Achieving long-cycling life rechargeable aluminum batteries with a Cu2Se cathode enabled by a carbon-functionalized separator

Abstract

Transition metal selenides (TMSs) become one of the most promising cathode materials for rechargeable aluminum batteries (RABs) due to the advantages of high specific capacity, low cost, and simple preparation process. However, TMSs are soluble in the acidic chloroaluminate ionic liquid electrolyte during cycling, leading to undesirable electrochemical performance.

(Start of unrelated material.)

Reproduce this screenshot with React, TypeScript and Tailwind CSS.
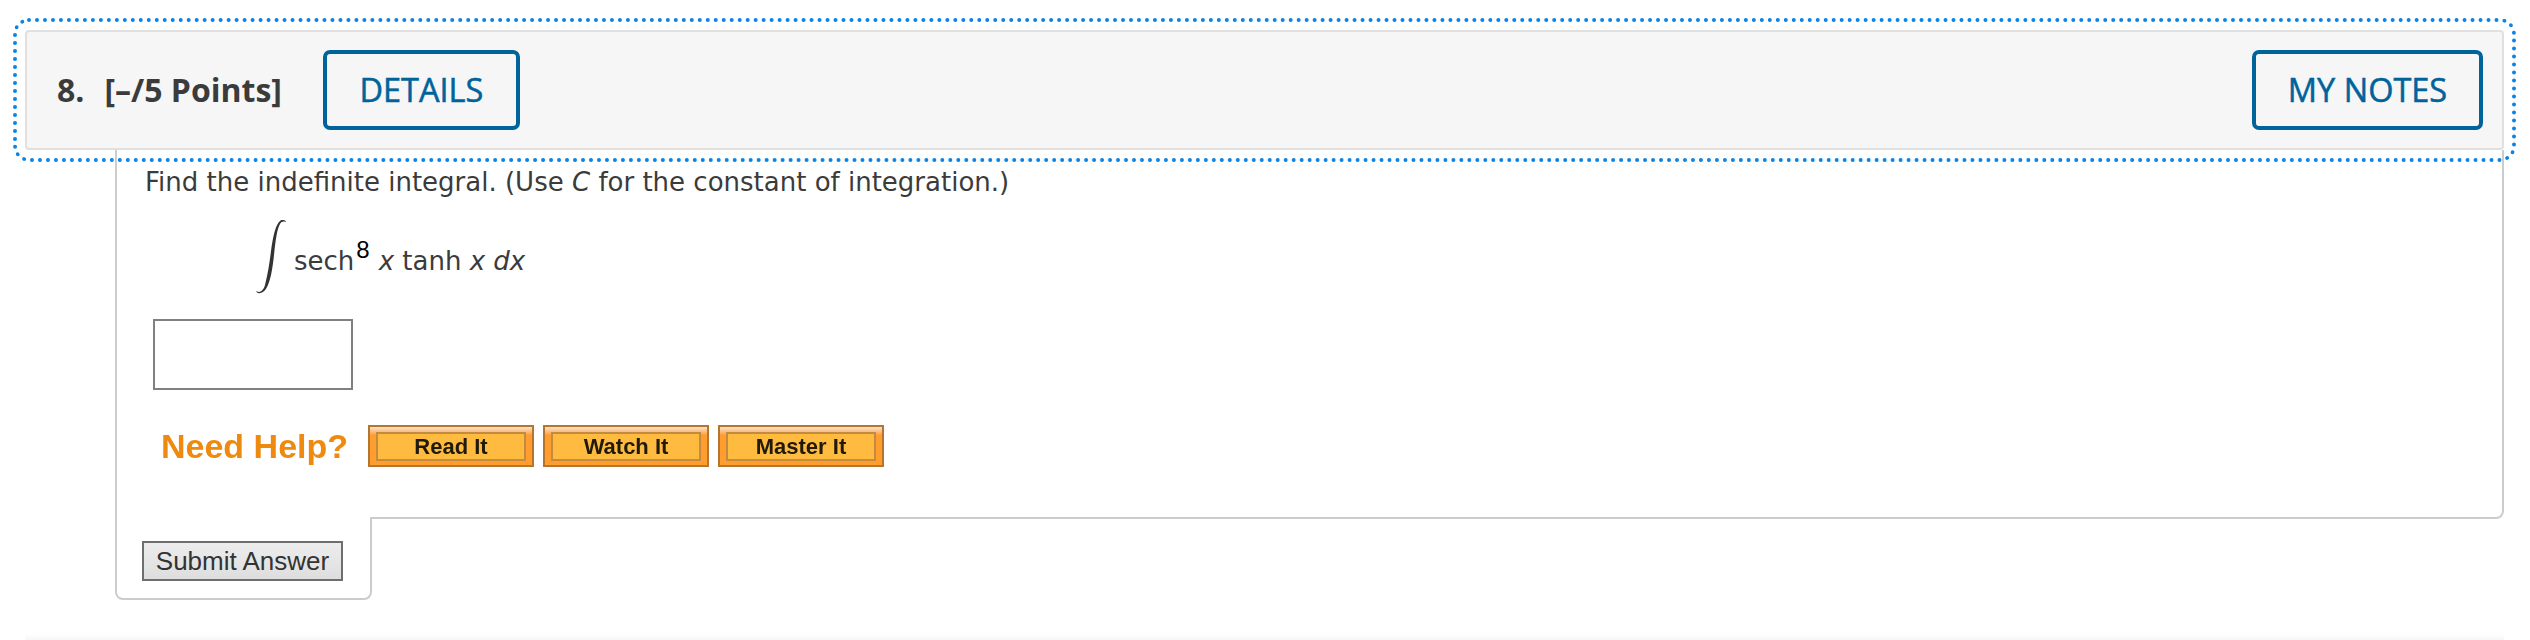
const HelpButton = ({ label }: { label: string }) => {
  return (
    <button className="relative w-[166px] h-[42px] border-2 border-[#b5752f] bg-[#ff9d2e] pt-[5px] pb-[4px] px-[6px] cursor-pointer">
      <span className="absolute left-0 right-0 top-0 h-[8px] bg-gradient-to-b from-[#f6e3cc] to-[#ff9d2e]"></span>
      <span className="relative flex items-center justify-center w-full h-full border-2 border-[#c48a3e] bg-[#ffbb40] text-[22px] font-bold text-[#1f1a0a] font-['Liberation_Sans',sans-serif]">
        <span className="blur-[0.4px]">{label}</span>
      </span>
    </button>
  );
};

const OutlineButton = ({ label, width }: { label: string; width: string }) => {
  return (
    <button className={`${width} h-[80px] border-4 border-[#00639b] rounded-[7px] text-[32.5px] text-[#00639b] [-webkit-text-stroke:0.5px_#00639b] cursor-pointer`}>
      {label}
    </button>
  );
};

export default function App() {
  return (
    <div className="w-[2530px] h-[640px] bg-white overflow-hidden pt-[30px] px-[25px] font-['Open_Sans',sans-serif]">
      {/* question header */}
      <div className="relative z-10 h-[120px] w-[2479px] flex items-center justify-between pl-[30px] pr-[19px] bg-[#f6f6f6] border-2 border-[#e0e0e0] rounded-[4px] outline-[4px] outline-dotted outline-[#0a84e6] outline-offset-[8px]">
        <div className="flex items-center gap-[41px]">
          <div className="flex gap-[20px] text-[32px] font-bold text-[#3b3b3b]">
            <span>8.</span>
            <span>[–/5 Points]</span>
          </div>
          <OutlineButton label="DETAILS" width="w-[197px]" />
        </div>
        <OutlineButton label="MY NOTES" width="w-[231px]" />
      </div>

      {/* question body */}
      <div className="ml-[90px] w-[2389px] h-[369px] border-x-2 border-b-2 border-[#cccccc] rounded-br-[8px] pl-[28px] pt-[13px] font-['DejaVu_Sans',sans-serif] text-[#3b3b3b]">
        <p className="text-[26px] leading-[38px]">
          Find the indefinite integral. (Use <i>C</i> for the constant of integration.)
        </p>
        <div className="flex items-start mt-[18px] ml-[111px] h-[75px]">
          <svg width="32" height="76" viewBox="0 0 32 76" className="shrink-0">
            <path
              d="M0.5 72 C3 74 7 73 9 66 C12 54 13.5 44 15 32 C17 18 19 6 24.5 1.5 C26 0.7 28.5 1 30 2.5 L29.5 3 C27.5 2 25.5 2.5 24 5 C21 10 19.5 22 18 36 C16.5 50 14.5 62 10.5 69 C8 74 3 75.5 0.5 73 Z"
              fill="#333333"
            />
          </svg>
          <div className="ml-[6px] mt-[24px] text-[26px] leading-[36px] whitespace-nowrap">
            sech
            <span className="relative top-[-12px] ml-[2px] mr-[9px] text-[24px] text-black font-['Liberation_Sans',sans-serif]">8</span>
            <i>x</i> tanh <i>x</i> <i>dx</i>
          </div>
        </div>
        <input type="text" className="block mt-[25px] ml-[8px] w-[200px] h-[71px] border-2 border-[#808080] bg-white" />
        <div className="flex items-center mt-[35px] ml-[16px] h-[42px]">
          <span className="w-[207px] text-[34px] font-bold text-[#ee8a0f] font-['Liberation_Sans',sans-serif] blur-[0.4px]">Need Help?</span>
          <div className="flex gap-[9px]">
            <HelpButton label="Read It" />
            <HelpButton label="Watch It" />
            <HelpButton label="Master It" />
          </div>
        </div>
      </div>

      {/* submit tab */}
      <div className="relative -mt-[2px] ml-[90px] w-[257px] h-[83px] bg-white border-x-2 border-b-2 border-[#cccccc] rounded-b-[8px] pt-[24px] pl-[25px]">
        <button className="w-[201px] h-[40px] border-2 border-[#6e6e6e] bg-gradient-to-b from-[#ededed] to-[#dedede] text-[26px] leading-[32px] text-[#333333] font-['Liberation_Sans',sans-serif] cursor-pointer">
          Submit Answer
        </button>
      </div>

      <div className="mt-[34px] w-[2479px] h-[6px] bg-gradient-to-b from-white to-[#f7f7f7]"></div>
    </div>
  );
}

Herein, rechargeable Al-Cu2Se batteries are fabricated with acetylene black modified separator (AB/GF/A) showing excellent electrochemical performance with capacity retention of 95 mAh g−1 after 5000 cycles at 0.5 A g−1 and 166.1 mAh g−1 at 1.0 A g−1. By combining electrochemical tests and ex situ spectroscopy and electronic microscope characterizations, it is revealed that the dissolved Cu and Se species adsorbed on the surface of AB/GF/A still remain electroactivity, which transforms the diffusion-controlled mechanism of Cu2Se to surface pseudocapacitance-controlled behavior, thus suppressing the shuttle effects and boosting the reaction kinetics. The in-depth understanding of the functionalized separator in energy storage mechanism of TMSs could provide reference for further progress of RABs in the future work.